Linux cannot fall behind in hardware support. In fact, if we ever want to capture the desktop market, we have to race ahead.
A few days ago, I had an interesting and somewhat frustrating experience with a friend of mine. Their laptop was dying, so they asked me to give them some suggestions for a new one.
Their requirements were a computer with a display that was good for reading, enough power to be responsive and able to multitask well, and rapidly accessible storage, but not necessarily a lot of it. Of course, I immediately thought of the System76 Lemur, which happened to be on sale at the time; however, after going through a whole list of pros and cons of Ubuntu with the friend, they told me that they wanted to go with Windows or Mac OS X as they “didn’t have time to tinker”.
They’re right, of course, but this really got under my skin. The thing is, if you’re not trying to game on Linux, there are absolutely no problems using it on a desktop in almost all cases. Desktop hardware is nicely standardized and “just works”. But on a laptop? Nope. It’s a crapshoot as to whether your wireless Internet and Bluetooth will work, or if your touchpad’s multi-touch will be usable. On my Dell Inspiron 7000-series laptop, which works almost flawlessly with Ubuntu GNOME, the wireless chipset will occasionally forget that any but a single network, to which I’m not connected, exists.
Why is this? Well, it’s because laptops are often very, very custom. They have custom form factor motherboards with non-standard sets of features. Battery life is often the primary concern rather than compliance, and release cycles are very tight, so if a new hardware system is developed, drivers are produced for the target platform (almost always Windows) and released there. The Linux community has to hack together our own after the fact.
Windows runs on most laptops, and has a lot of big issues. Privacy concerns, resource overutilization, extremely poor real-time performance, and a massive lack of customization are the obvious ones, along with a downright byzantine user interface without much power to back it up (in the consumer versions, that is). Mac OS X looks simple on the surface while still exposing the massive power of a UNIX to its power users and developers (although this is becoming progressively less true). On the other hand, it costs an absolute fortune to buy into that ecosystem, and that is where Linux comes in.
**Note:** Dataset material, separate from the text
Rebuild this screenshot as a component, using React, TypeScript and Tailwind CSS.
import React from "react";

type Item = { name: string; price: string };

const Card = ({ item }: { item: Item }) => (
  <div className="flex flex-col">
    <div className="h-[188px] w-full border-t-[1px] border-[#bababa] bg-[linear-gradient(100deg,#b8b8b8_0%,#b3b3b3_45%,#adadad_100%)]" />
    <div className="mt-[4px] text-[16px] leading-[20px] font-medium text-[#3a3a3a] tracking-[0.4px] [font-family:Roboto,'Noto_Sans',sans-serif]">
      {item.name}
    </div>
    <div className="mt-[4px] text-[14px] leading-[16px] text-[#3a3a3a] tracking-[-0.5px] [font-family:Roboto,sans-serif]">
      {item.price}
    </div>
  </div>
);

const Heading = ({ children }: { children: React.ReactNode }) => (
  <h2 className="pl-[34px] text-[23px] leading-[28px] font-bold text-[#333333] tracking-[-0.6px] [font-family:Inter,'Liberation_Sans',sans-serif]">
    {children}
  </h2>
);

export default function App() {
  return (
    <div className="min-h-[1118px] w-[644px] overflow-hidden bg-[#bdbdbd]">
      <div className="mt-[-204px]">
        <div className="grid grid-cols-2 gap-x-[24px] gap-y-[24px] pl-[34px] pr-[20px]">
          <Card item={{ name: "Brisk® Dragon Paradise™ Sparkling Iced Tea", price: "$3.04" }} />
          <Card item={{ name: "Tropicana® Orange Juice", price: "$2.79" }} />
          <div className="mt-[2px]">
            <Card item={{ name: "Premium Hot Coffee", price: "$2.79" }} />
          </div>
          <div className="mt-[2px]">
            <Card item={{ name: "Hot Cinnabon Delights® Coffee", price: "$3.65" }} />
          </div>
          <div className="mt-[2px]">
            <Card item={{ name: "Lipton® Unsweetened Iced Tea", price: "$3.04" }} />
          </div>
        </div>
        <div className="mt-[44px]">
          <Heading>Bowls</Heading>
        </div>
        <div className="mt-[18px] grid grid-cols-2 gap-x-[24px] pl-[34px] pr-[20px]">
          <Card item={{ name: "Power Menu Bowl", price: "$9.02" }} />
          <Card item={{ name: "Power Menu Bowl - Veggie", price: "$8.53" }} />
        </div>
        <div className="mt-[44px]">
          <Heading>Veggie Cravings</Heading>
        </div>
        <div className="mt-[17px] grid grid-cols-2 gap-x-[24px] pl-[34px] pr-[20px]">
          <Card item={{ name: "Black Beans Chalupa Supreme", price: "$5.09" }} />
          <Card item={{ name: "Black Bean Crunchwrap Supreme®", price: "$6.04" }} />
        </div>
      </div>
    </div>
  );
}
In reality, Linux is a modern UNIX like Mac OS X, and it is far more flexible and powerful, but to many people, it’s just “Windows that costs less”. What we need to be is a Mac OS X that can run anywhere. Linux needs to be simple on the surface, which most DEs accomplish brilliantly, while exposing the power of the underlying OS, which isn’t hard given a terminal emulator. Where Linux falls short is the “runs anywhere” part.
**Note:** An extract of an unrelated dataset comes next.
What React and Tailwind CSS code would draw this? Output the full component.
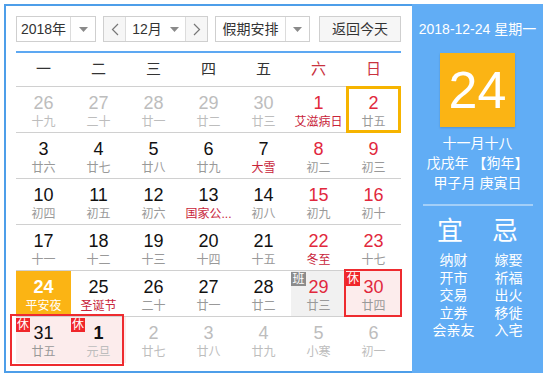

An update, four years on. Things are better now; a lot better. I’ve managed to stay almost entirely on Linux as my desktop OS by relying on the excellent support for ThinkPad hardware. The mainline kernel supports a lot of hardware out of the box. On the other hand, as more custom laptops come out with highly integrated hardware, there is a class of very cheap laptops that would be nice to use as Linux machines that have hardware that isn’t even really well supported on Windows, and is totally unusable on Linux.